At present, the methods for Tair estimation from satellite brightness temperatures (BTs) and land-surface temperature (LST) product data can be divided into simple linear, multivariate linear, and nonlinear approaches [21, 22]. Previous studies [7, 23, 24] have shown that machine-learning algorithms can obtain higher-accuracy Tair values than those in other methods. For example, a machine-learning model (e.g., a neural network model (NN)) has higher accuracy, and the root-mean-square error (RMSE) is reduced by 1.29°C compared with linear models [7].

The AGRI aboard Fengyun-4A (FY-4A) has 14 spectral bands [18, 20, 25, 26]—six visible/near-infrared (VIS/NIR), six infrared (IR), and two water vapor bands—with a temporal resolution of 15 min for the full disk and a spatial resolution of 4 km at IR bands. It provides an unprecedented opportunity for obtaining high-precision Tair data over China and surrounding areas.

Machine-learning methods are used to estimate Tair based on moderate-resolution imaging spectroradiometer (MODIS) data in several studies [2729]. However, there is currently a lack of relevant studies on Tair estimation based on FY-4A. The use of FY-4A data to estimate high-resolution Tair is of great significance to the study of human health and high-temporal- and high-spatial-resolution Tair in East Asia. In addition, there is a need for timely and high-resolution Tair data for the sustainable planning and management of climate-resilient cities [3].
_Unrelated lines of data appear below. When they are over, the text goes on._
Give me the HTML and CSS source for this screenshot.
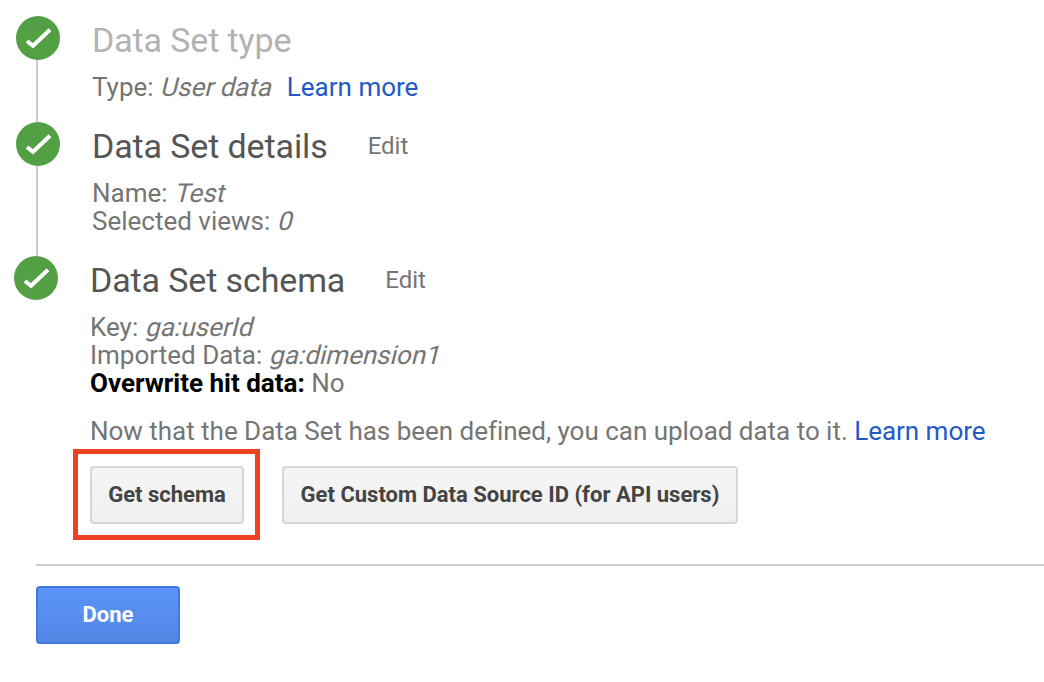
FILE: index.html
```html
<!DOCTYPE html>
<html lang="en">
<head>
<meta charset="utf-8">
<title>Data Set</title>
<link rel="stylesheet" href="styles.css">
</head>
<body>
<svg class="defs" width="0" height="0"><defs>
<symbol id="check" viewBox="0 0 44 44"><circle cx="22" cy="22" r="22" fill="#53a044"/><path d="M11 25L17 29.800L34 13.800" fill="none" stroke="#fff" stroke-width="4"/></symbol>
</defs></svg>
<main class="wizard">
<section class="step step-type">
<div class="rail"><svg class="badge"><use href="#check"/></svg></div>
<div class="content">
<div class="head"><h2 class="muted">Data Set type</h2></div>
<p>Type: <i>User data</i><a class="more">Learn more</a></p>
</div>
</section>
<section class="step step-details">
<div class="rail"><svg class="badge"><use href="#check"/></svg></div>
<div class="content">
<div class="head"><h2>Data Set details</h2><span class="edit">Edit</span></div>
<p>Name: <i>Test</i></p>
<p>Selected views: <i>0</i></p>
</div>
</section>
<section class="step step-schema">
<div class="rail"><svg class="badge"><use href="#check"/></svg></div>
<div class="content">
<div class="head"><h2>Data Set schema</h2><span class="edit">Edit</span></div>
<p>Key: <i>ga:userId</i></p>
<p>Imported Data: <i>ga:dimension1</i></p>
<p><b>Overwrite hit data:</b> No</p>
<p class="note">Now that the Data Set has been defined, you can upload data to it. <a>Learn more</a></p>
<div class="actions"><div class="highlight"><button class="btn schema">Get schema</button></div><button class="btn source">Get Custom Data Source ID (for API users)</button></div>
</div>
</section>
<footer><button class="btn done">Done</button></footer>
</main>
</body>
</html>
```
FILE: styles.css
```css
* { box-sizing: border-box; }
body { margin: 0; background: #fff; color: #757575; font-family: Roboto, sans-serif; font-size: 26px; }
.defs { position: absolute; }
.wizard { padding-top: 16px; width: 1044px; height: 682px; overflow: hidden; }
.step { display: flex; padding-left: 16px; }
.step-type { height: 106px; }
.step-details { height: 134px; }
.step-schema { height: 308px; padding-left: 14px; }
.rail { width: 44px; margin-right: 32px; flex: none; display: flex; flex-direction: column; }
.step:not(.step-schema) .rail::after { content: ""; width: 2px; flex: 1; margin-left: 20px; background: #c9c9c9; }
.badge { width: 44px; height: 44px; flex: none; display: block; }
.content { flex: 1; }
.head { display: flex; align-items: center; height: 48px; margin-bottom: 9px; }
h2 { margin: 0; font-size: 34px; letter-spacing: -0.12px; font-weight: 400; color: #555; white-space: nowrap; }
.muted { color: #b3b3b3; }
.edit { margin-left: 40px; font-size: 24px; }
p { margin: 0; height: 28px; line-height: 28px; white-space: nowrap; }
/* Slanted upright letterforms keep the regular face's widths. */
i { display: inline-block; font-style: normal; transform: skewX(-14deg); transform-origin: 0 80%; }
a { color: #2259c7; }
.more { margin-left: 16px; }
b { color: #000; font-weight: 700; }
.note { margin-top: 20px; letter-spacing: -0.02px; }
.actions { display: flex; align-items: flex-start; gap: 22px; margin: 4px 0 0 -17px; }
.highlight { border: 5px solid #ed4124; width: 187px; height: 91px; padding: 12px; }
.btn { font-family: inherit; font-size: 22px; font-weight: 700; height: 58px; border: 2px solid #d7d7d7; border-radius: 4px; background: linear-gradient(#f5f5f5, #f0f0f0); color: #444; padding: 0 0 2px; white-space: nowrap; display: block; }
.schema { width: 154px; }
.source { width: 456px; margin-top: 17px; }
footer { margin-left: 36px; border-top: 2px solid #ccc; padding-top: 20px; }
.done { width: 144px; color: #fff; background: linear-gradient(#5b93f8, #5287e4); border-color: #4079e6; }
```
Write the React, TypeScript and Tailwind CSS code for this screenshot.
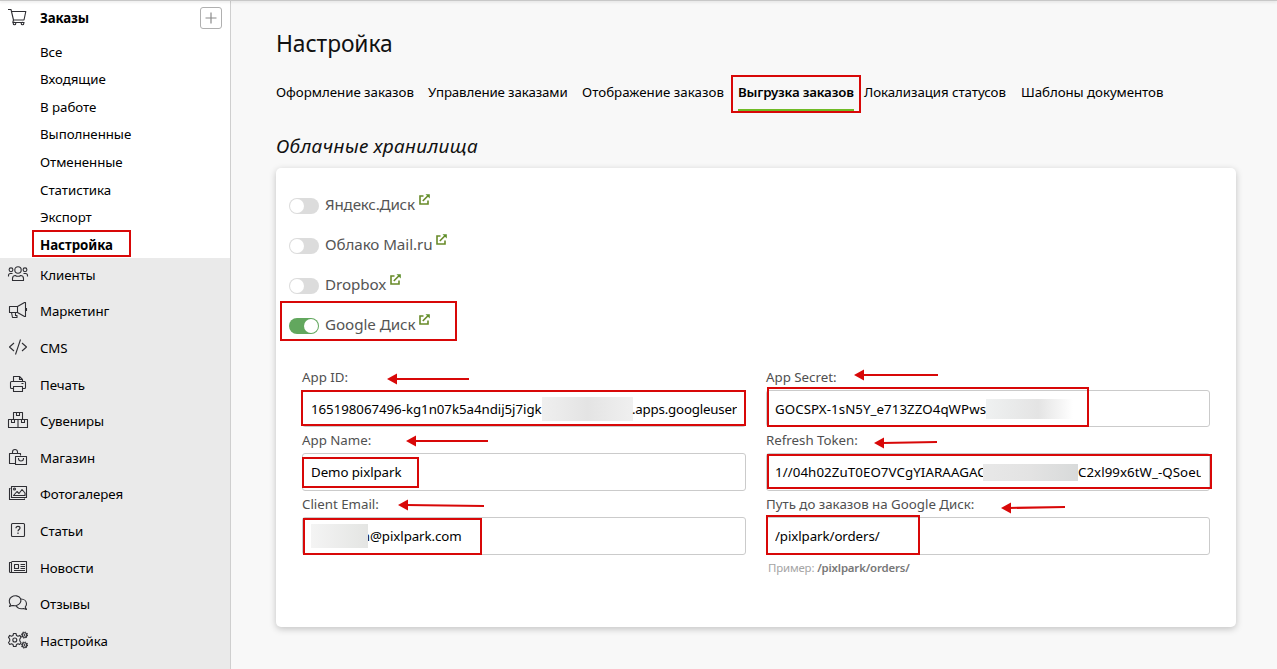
import type { ReactNode } from "react";

function Icon({ children }: { children: ReactNode }) {
  return (
    <svg
      viewBox="0 0 22 22"
      className="h-[22px] w-[22px] shrink-0"
      fill="none"
      stroke="#2e2e33"
      strokeWidth="1.1"
      strokeLinejoin="round"
    >
      {children}
    </svg>
  );
}

const cartIcon = (
  <Icon>
    <path d="M1 2.500h3l2.500 10.500h10.500L18.800 4.500H4.500M6.500 13l-.7 2.500H17.500" />
    <circle cx="7.500" cy="16.500" r="1.300" />
    <circle cx="15.500" cy="16.500" r="1.300" />
  </Icon>
);

const menu: { label: string; icon: ReactNode }[] = [
  {
    label: "Клиенты",
    icon: (
      <Icon>
        <circle cx="11" cy="6" r="3.200" />
        <path d="M5.500 16.500v-2c0-2 1.200-3 3-3l1 .7h3l1-.7c1.800 0 3 1 3 3v2z" />
        <circle cx="4" cy="5.800" r="1.900" />
        <circle cx="18" cy="5.800" r="1.900" />
        <path d="M1.500 12.500v-1c0-1.200.7-2 2-2h2M20.500 12.500v-1c0-1.200-.7-2-2-2h-2" />
      </Icon>
    ),
  },
  {
    label: "Маркетинг",
    icon: (
      <Icon>
        <path d="M2.500 6.500h8l7-4h1v14h-1l-7-4h-8zM10.500 6.500v6M4.500 12.500l1 5h4.500v-2H8.500v-3M19.500 8v3" />
      </Icon>
    ),
  },
  {
    label: "CMS",
    icon: (
      <Icon>
        <path d="M7 6L2.500 10L7 14M15 6l4.500 4L15 14M13.500 2.500L8.500 17.500" />
      </Icon>
    ),
  },
  {
    label: "Печать",
    icon: (
      <Icon>
        <path d="M6.500 7.500v-5h6l3 3v2M12.500 2.500v3h3M6.500 14.500h-2a1 1 0 0 1-1-1v-5a1 1 0 0 1 1-1h13a1 1 0 0 1 1 1v5a1 1 0 0 1-1 1h-2M6.500 12.500h9v5h-9zM14.500 9.500h2" />
      </Icon>
    ),
  },
  {
    label: "Сувениры",
    icon: (
      <Icon>
        <path d="M6.500 2.500h9v7h-9zM1.500 9.500H11v8H1.500zM11 9.500h9.500v8H11zM9.500 2.500v3h3v-3M4.500 9.500v3h3v-3M14.500 9.500v3h3v-3" />
      </Icon>
    ),
  },
  {
    label: "Магазин",
    icon: (
      <Icon>
        <path d="M8 16.500H2.500v-10h11v2M5.500 6.500V5a2.500 2.500 0 0 1 5 0v1.500M8.500 9.500h11v8h-11zM11.500 11v.5a2.500 2.500 0 0 0 5 0V11" />
      </Icon>
    ),
  },
  {
    label: "Фотогалерея",
    icon: (
      <Icon>
        <path d="M4.500 3.500h15v11h-15zM3.500 5.500h-1v11h15v-1M6.500 12.500l3.500-4 2 2 3-4 3 3.500v2.500z" />
        <circle cx="7.500" cy="6" r="1" />
      </Icon>
    ),
  },
  {
    label: "Статьи",
    icon: (
      <Icon>
        <rect x="4.500" y="3.500" width="13" height="13" rx="1" />
        <path d="M9 8.300c0-1.200.8-1.900 2-1.900s2 .7 2 1.700c0 1.400-2 1.500-2 3.200M11 12.500v1.400" strokeWidth="1.200" />
      </Icon>
    ),
  },
  {
    label: "Новости",
    icon: (
      <Icon>
        <path d="M4.500 4.500h15v11h-16a1 1 0 0 1-1-1v-9h2v9.500M7.500 7.500h4v4h-4zM13.500 7.500h4.500M13.500 9.500h4.500M13.500 11.500h4.500M7 13.500h11" />
      </Icon>
    ),
  },
  {
    label: "Отзывы",
    icon: (
      <Icon>
        <path d="M3.500 11.500C1.500 9 2 5.500 4.500 4c3-2 7.500-1.500 9 1.500 1.200 3-.5 6-4 7-2 .5-3 0-4.500 0l-2.500 1z" />
        <path d="M14 6c3 0 5.500 2 5.500 5 0 1.200-.4 2-1.300 3l1.300 2.500-3-1c-3 .7-5.500.3-7.500-2.700" />
      </Icon>
    ),
  },
  {
    label: "Настройка",
    icon: (
      <Icon>
        <path d="M6.500 3.500h2.500l.5 2 1.500.7 1.800-.8 1.200 2-1.200 1.600v2l1.200 1.500-1.200 2-1.800-.7-1.500.7-.5 2H6.500l-.5-2-1.500-.7-1.800.7-1.200-2 1.200-1.500V9L1.500 7.400l1.200-2 1.800.8L6 5.500z" />
        <circle cx="7.800" cy="10" r="2" />
        <circle cx="17.500" cy="5" r="2.300" />
        <circle cx="17.500" cy="15" r="2.300" />
        <circle cx="17.500" cy="5" r="3" strokeDasharray="1.200 1.150" />
        <circle cx="17.500" cy="15" r="3" strokeDasharray="1.200 1.150" />
        <circle cx="17.500" cy="5" r=".4" />
        <circle cx="17.500" cy="15" r=".4" />
      </Icon>
    ),
  },
];

const submenu = ["Все", "Входящие", "В работе", "Выполненные", "Отмененные", "Статистика", "Экспорт"];

function Sidebar() {
  return (
    <aside className="flex w-[231px] shrink-0 flex-col border-r border-[#cfcfcf] bg-[#eaeaea]">
      <div className="h-[258px] shrink-0 bg-white">
        <div className="flex h-[36px] items-center pl-[7px] pr-[8px]">
          <div className="-mt-px h-[22px]">{cartIcon}</div>
          <span className="ml-[11px] flex-1 font-bold tracking-[-0.150px]">Заказы</span>
          <button className="flex h-[22px] w-[22px] items-center justify-center rounded-[3px] border border-[#b0b0b0]">
            <svg viewBox="0 0 12 12" className="h-3 w-3" stroke="#8a8a8a" strokeWidth="1.200">
              <path d="M6 0.500v11M0.500 6h11" />
            </svg>
          </button>
        </div>
        <nav className="flex flex-col pl-[40px] pt-[2.700px]">
          {submenu.map((s) => (
            <a key={s} className="h-[27.600px] leading-[27.600px] tracking-[-0.050px]">
              {s}
            </a>
          ))}
          <a className="h-[27.600px] font-bold leading-[27.600px] tracking-[-0.050px]">Настройка</a>
        </nav>
      </div>
      <nav className="mt-[-1.500px] flex flex-col">
        {menu.map((m) => (
          <a key={m.label} className="flex h-[36.600px] shrink-0 items-center pl-[7px]">
            {m.icon}
            <span className="ml-[11px] tracking-[-0.080px]">{m.label}</span>
          </a>
        ))}
      </nav>
    </aside>
  );
}

function Tabs() {
  return (
    <nav className="mt-[22px] flex h-[30px] whitespace-nowrap leading-[30px]">
      <a className="w-[152px] tracking-[-0.030px]">Оформление заказов</a>
      <a className="w-[154px] tracking-[-0.120px]">Управление заказами</a>
      <a className="w-[156px] tracking-[0.020px]">Отображение заказов</a>
      <a className="h-[34px] w-[116px] border-b-2 border-[#6fbb26] font-semibold tracking-[-0.180px]">
        Выгрузка заказов
      </a>
      <a className="ml-[10px] w-[157px] tracking-[-0.070px]">Локализация статусов</a>
      <a className="tracking-[-0.060px]">Шаблоны документов</a>
    </nav>
  );
}

function Switch({ label, on, tight }: { label: string; on?: boolean; tight?: boolean }) {
  return (
    <div className="flex h-[40px] items-center text-[15.200px] text-[#555]">
      <span
        className={
          on
            ? "mt-[3px] flex h-[16px] w-[30px] justify-end rounded-full bg-[#62a75e] p-px"
            : "mt-[3px] flex h-[16px] w-[30px] rounded-full bg-[#dcdcdc] p-px"
        }
      >
        <span className="h-[14px] w-[14px] rounded-full bg-white" />
      </span>
      <span className={tight ? "ml-[6px] tracking-[-0.200px]" : "ml-[6px] tracking-[-0.080px]"}>{label}</span>
      <svg
        viewBox="0 0 11 11"
        className="-mt-[10px] ml-[4px] h-[11px] w-[11px]"
        fill="none"
        stroke="#688a28"
        strokeWidth="1.600"
      >
        <path d="M4.500 2H1v8h8V6.500M3.800 7L9 1.800" />
        <path d="M6.500 .2H10.800V4.500z" fill="#5d8f2a" stroke="none" />
      </svg>
    </div>
  );
}

function Field({ label, tall, children }: { label: string; tall?: boolean; children: ReactNode }) {
  return (
    <label className="block">
      <span className="block h-[22px] whitespace-nowrap leading-[22px] tracking-[-0.010px] text-[#505050]">{label}</span>
      <span
        className={
          tall
            ? "mt-[2px] flex h-[38px] items-center rounded-[3px] border border-[#cbcbcb] px-[8px]"
            : "mt-[2px] flex h-[37px] items-center rounded-[3px] border border-[#cbcbcb] px-[8px]"
        }
      >
        <span className="flex w-full items-center overflow-hidden whitespace-nowrap">{children}</span>
      </span>
    </label>
  );
}

function Frame({ className }: { className: string }) {
  return <div className={"pointer-events-none absolute border-2 border-[#d80808] " + className} />;
}

const arrows = [
  [387, 379, 469, 379],
  [406, 441, 488, 441],
  [398, 505, 484, 506],
  [854, 375, 938, 375],
  [874, 443, 937, 442],
  [1001, 508, 1065, 507],
];

function Annotations() {
  return (
    <>
      <Frame className="left-[32px] top-[230px] h-[27px] w-[99px]" />
      <Frame className="left-[731px] top-[75px] h-[38px] w-[130px]" />
      <Frame className="left-[280px] top-[301px] h-[40px] w-[177px]" />
      <Frame className="left-[301px] top-[390px] h-[36px] w-[445px]" />
      <Frame className="left-[302px] top-[457px] h-[31px] w-[117px]" />
      <Frame className="left-[303px] top-[518px] h-[37px] w-[179px]" />
      <Frame className="left-[767px] top-[387px] h-[40px] w-[322px]" />
      <Frame className="left-[767px] top-[454px] h-[35px] w-[445px]" />
      <Frame className="left-[766px] top-[515px] h-[40px] w-[154px]" />
      <svg viewBox="0 0 1277 669" className="pointer-events-none absolute left-0 top-0 h-[669px] w-[1277px]">
        {arrows.map(([x1, y1, x2, y2]) => (
          <g key={`${x1}-${y1}`} fill="#d80808" stroke="none">
            <path d={`M${x1} ${y1}l10-5.500v11z`} />
            <path d={`M${x1 + 8} ${y1}L${x2} ${y2}`} stroke="#d80808" strokeWidth="2" />
          </g>
        ))}
      </svg>
    </>
  );
}

export default function App() {
  return (
    <div className="relative flex h-[669px] w-[1277px] overflow-hidden bg-[#f8f8f8] font-['Noto_Sans','Open_Sans',sans-serif] text-[13.300px] leading-[18px] text-black">
      <Sidebar />
      <main className="flex-1 pl-[45px] pt-[28px]">
        <h1 className="h-[32px] text-[22.800px] leading-[32px] tracking-[-0.080px] text-[#111]">Настройка</h1>
        <div className="-mt-[5px]">
          <Tabs />
        </div>
        <h2 className="mt-[25px] h-[28px] text-[19px] italic leading-[28px] tracking-[0.330px] text-[#111]">
          Облачные хранилища
        </h2>
        <section className="mt-[8px] h-[459px] w-[960px] rounded-[5px] bg-white pl-[13px] pt-[16px] shadow-[0_2px_7px_rgba(0,0,0,0.22)]">
          <Switch label="Яндекс.Диск" tight />
          <Switch label="Облако Mail.ru" />
          <Switch label="Dropbox" />
          <Switch label="Google Диск" on />
          <div className="ml-[13px] mt-[22px] grid grid-cols-[444px_444px] gap-x-[20px] gap-y-[2px]">
            <Field label="App ID:">
              <span className="w-[231px] shrink-0 tracking-[-0.050px]">165198067496-kg1n07k5a4ndij5j7igk</span>
              <span className="h-[24px] w-[91px] shrink-0 bg-linear-to-r from-[#efefef] via-[#e4e4e4] to-[#f0f0f0]" />
              <span className="-ml-px tracking-[-0.200px]">.apps.googleuser</span>
            </Field>
            <Field label="App Secret:">
              <span className="w-[211px] shrink-0 tracking-[0.060px]">GOCSPX-1sN5Y_e713ZZO4qWPws</span>
              <span className="-mt-[3px] h-[23px] w-[87px] shrink-0 bg-linear-to-r from-[#eff1f1] via-[#e4e4e4] via-60% to-white" />
            </Field>
            <Field label="App Name:" tall>
              <span className="tracking-[-0.080px]">Demo pixlpark</span>
            </Field>
            <Field label="Refresh Token:" tall>
              <span className="w-[208px] shrink-0 overflow-hidden tracking-[0.080px]">1//04h02ZuT0EO7VCgYIARAAGAC</span>
              <span className="h-[17px] w-[95px] shrink-0 bg-linear-to-r from-[#e8e8e8] via-[#e3e3e3] to-[#d8dada]" />
              <span className="w-[124px] shrink-0 overflow-hidden tracking-[0.050px]">C2xl99x6tW_-QSoeu</span>
            </Field>
            <Field label="Client Email:" tall>
              <span className="-ml-[4px] h-[24px] w-[61px] shrink-0 bg-linear-to-r from-[#f5f5f5] to-[#e4e5e3]" />
              <span className="flex w-[2px] shrink-0 justify-end overflow-hidden">n</span>
              <span className="tracking-[-0.080px]">@pixlpark.com</span>
            </Field>
            <Field label="Путь до заказов на Google Диск:" tall>
              <span className="tracking-[-0.080px]">/pixlpark/orders/</span>
            </Field>
          </div>
          <p className="ml-[479px] mt-[4px] text-[11.400px] tracking-[-0.150px] text-[#a5a5a5]">
            Пример: <span className="font-semibold text-[#777]">/pixlpark/orders/</span>
          </p>
        </section>
      </main>
      <div className="absolute inset-x-0 top-0 h-px bg-[#c8c8c8] shadow-[0_1px_3px_rgba(0,0,0,0.18)]" />
      <Annotations />
    </div>
  );
}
This study aims to develop the machine-learning approaches for Tair estimation using FY-4A data and compares the performances of different machine-learning models [i.e., multivariate linear regression (MLR), gradient boosting decision tree (GBTD), k-nearest neighbors (KNN), random forest (RF), extreme gradient boosting (XGB), and deep neural network (DNN)] in Tair estimation, which, to the best of our knowledge, has never been done before. By comparing different machine-learning algorithms, a machine-learning algorithm with good applicability for estimating Tair is selected. The algorithm is widely applicable to meteorological satellites without surface-temperature products.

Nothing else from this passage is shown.